Advocating for an Iran truce is a loose coalition of peace groups, think tanks, and former high-ranking U.S. diplomats bound together by millions of dollars given by the Rockefeller family through its $870 million Rockefeller Brothers Fund. The philanthropy, which is run by a board split between family members and outsiders, has spent $4.3 million since 2003 promoting a nuclear pact with Iran, chiefly through the New York-based Iran Project, a nonprofit led by former U.S. diplomats. For more than a decade they’ve conducted a dialogue with well-placed Iranians, including Mohammad Javad Zarif, now Tehran’s chief nuclear negotiator. The Americans routinely briefed officials in the George W. Bush and Obama administrations, including William Burns, Obama’s former deputy secretary of state. Burns hammered out much of an interim nuclear agreement in secret 2013 talks with his Iranian counterparts that paved the way for the current summit in Vienna, where Secretary of State John Kerry leads the U.S. delegation.
The Rockefellers’ Iran foray began in late 2001, after the Sept. 11 attacks. Stephen Heintz, president of the Rockefeller Brothers Fund, convened a board retreat at the Rockefellers’ Pocantico Center in Westchester, just north of New York City, to consider new approaches to the Islamic world at a time when the U.S. was focused on the threat from al-Qaeda. One invited speaker was Seyyed Hossein Nasr, an Iranian-American professor of comparative religion then at Georgetown University. “He got me thinking more and more about Iran, its geostrategic importance and its relationship to the Sunni world,” says Heintz.
These lobbying efforts are just the latest in what Sohrab Ahmari termed The 36-Year Project to Whitewash Iran in the June issue of Commentary.

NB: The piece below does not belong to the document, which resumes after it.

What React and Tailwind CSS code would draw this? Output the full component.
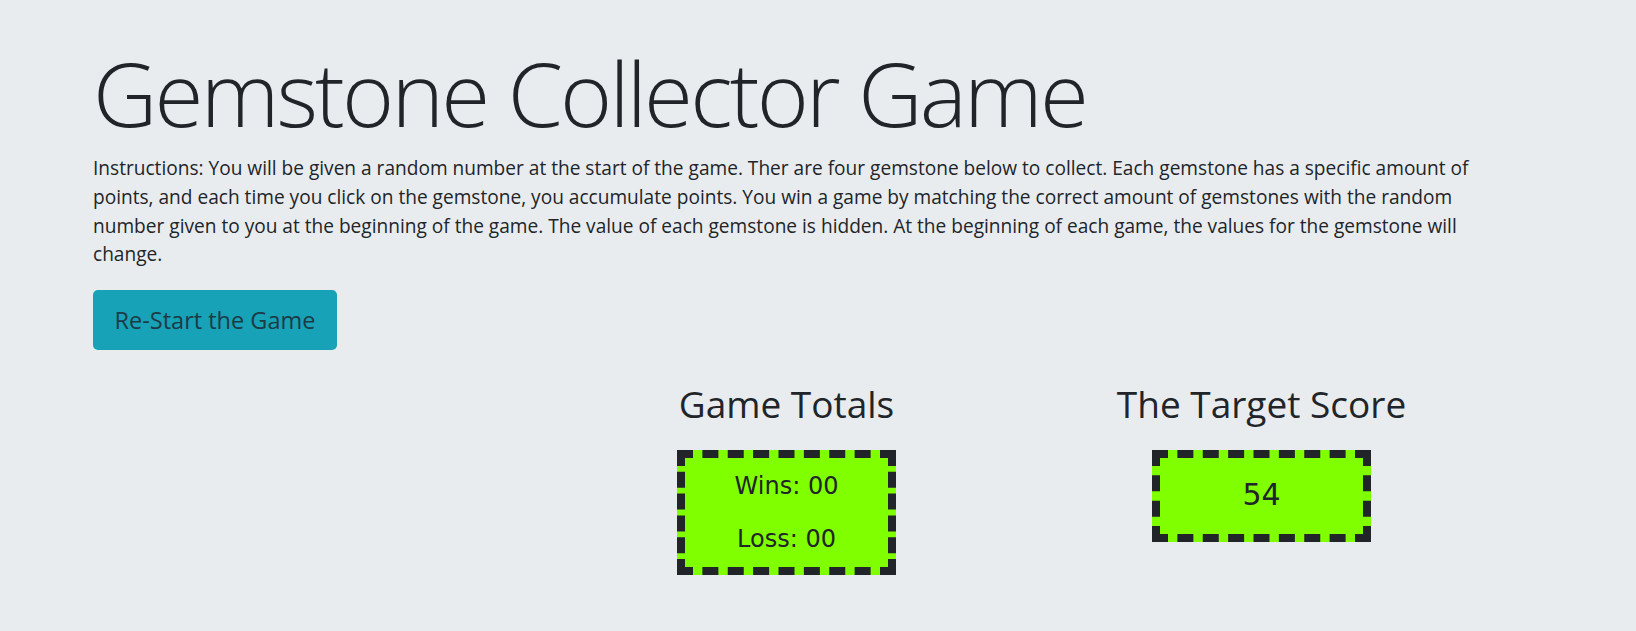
export default function App() {
    return (
        <div className="min-h-[631px] bg-[#e9ecef] text-[#212529] px-[74px] pt-[38px] font-['Open_Sans','Noto_Sans',sans-serif]">
            {/* Header */}
            <div className="px-[19px]">
                <h1 className="text-[89px] font-light leading-[110px] tracking-[-2.8px]">
                    Gemstone Collector Game
                </h1>
                <p className="mt-[6px] text-[19.1px] leading-[28.8px] max-w-[1389px]">
                    Instructions: You will be given a random number at the start of the game. Ther are four
                    gemstone below to collect. Each gemstone has a specific amount of points, and each time you
                    click on the gemstone, you accumulate points. You win a game by matching the correct amount
                    of gemstones with the random number given to you at the beginning of the game. The value of
                    each gemstone is hidden. At the beginning of each game, the values for the gemstone will
                    change.
                </p>
                <button className="mt-[21px] w-[244px] h-[60px] rounded-[5px] bg-[#17a2b8] text-[23.5px] text-[#1d3b45]">
                    Re-Start the Game
                </button>
            </div>

            {/* Score row */}
            <div className="mt-[31px] grid grid-cols-[475px_475px_475px]">
                <div />
                <div className="flex flex-col items-center">
                    <h2 className="text-[37px] leading-[46px]">Game Totals</h2>
                    <div className="mt-[23px] w-[219px] border-[8px] border-dashed border-[#212529] bg-[#7fff00] pt-[2px] pb-[1px] text-center text-[24px] leading-[53px] font-['DejaVu_Sans',sans-serif]">
                        <p>Wins: 00</p>
                        <p>Loss: 00</p>
                    </div>
                </div>
                <div className="flex flex-col items-center">
                    <h2 className="text-[37px] leading-[46px]">The Target Score</h2>
                    <div className="mt-[23px] w-[219px] border-[8px] border-dashed border-[#212529] bg-[#7fff00] pt-[17px] pb-[19px] text-center text-[30px] leading-[40px] font-['DejaVu_Sans',sans-serif]">
                        54
                    </div>
                </div>
            </div>
        </div>
    );
}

What’s astonishing about these efforts is that when it was reported that AIPAC would be fighting the administration’s efforts to appease Iran, a high-ranking official of the National Iranian-American Council (NIAC) responded, “Our community needs to be better equipped to win the high stakes battle underway that will decide between war and peace between the US and Iran, and to do so against well-funded political interests who are investing millions in killing an Iran deal. As the saying goes, you don’t bring a knife to a gun fight.” (NIAC was found to have violated lobbying rules and was later ordered to pay $183,000 to cover the legal costs of a man it had defamed.)

Nor has the president been immune from suggesting that somehow he’s fighting the influence of big money. In January when he (unsuccessfully) attempted to dissuade Democratic senators from supporting any sort of oversight legislation, he said that “he understood the pressures that senators face from donors and others, but he urged the lawmakers to take the long view rather than make a move for short-term political gain, according to the senator.” It was a crude attempt to smear anyone who disagreed with him (and likely aimed at Sen. Robert Menendez (D – N.J.)), who rightly took offense.

The disingenuous attempt of a leading advocate for the anti-American regime in Tehran to portray himself as an underdog is laughable, especially when the president of the United States is on his side.
What’s remarkable is that there are no compunctions among the MSM to suggest that Israel has too much influence in the formation of American policy, but there next to no scrutiny of those who promote rapprochement with a terror supporting, Mideast destabilizing, repressive, theocracy.
Whether or not there’s a deal this week we will continue to see the administration and its allies playing hardball and trying to marginalize anyone who dares question its wisdom.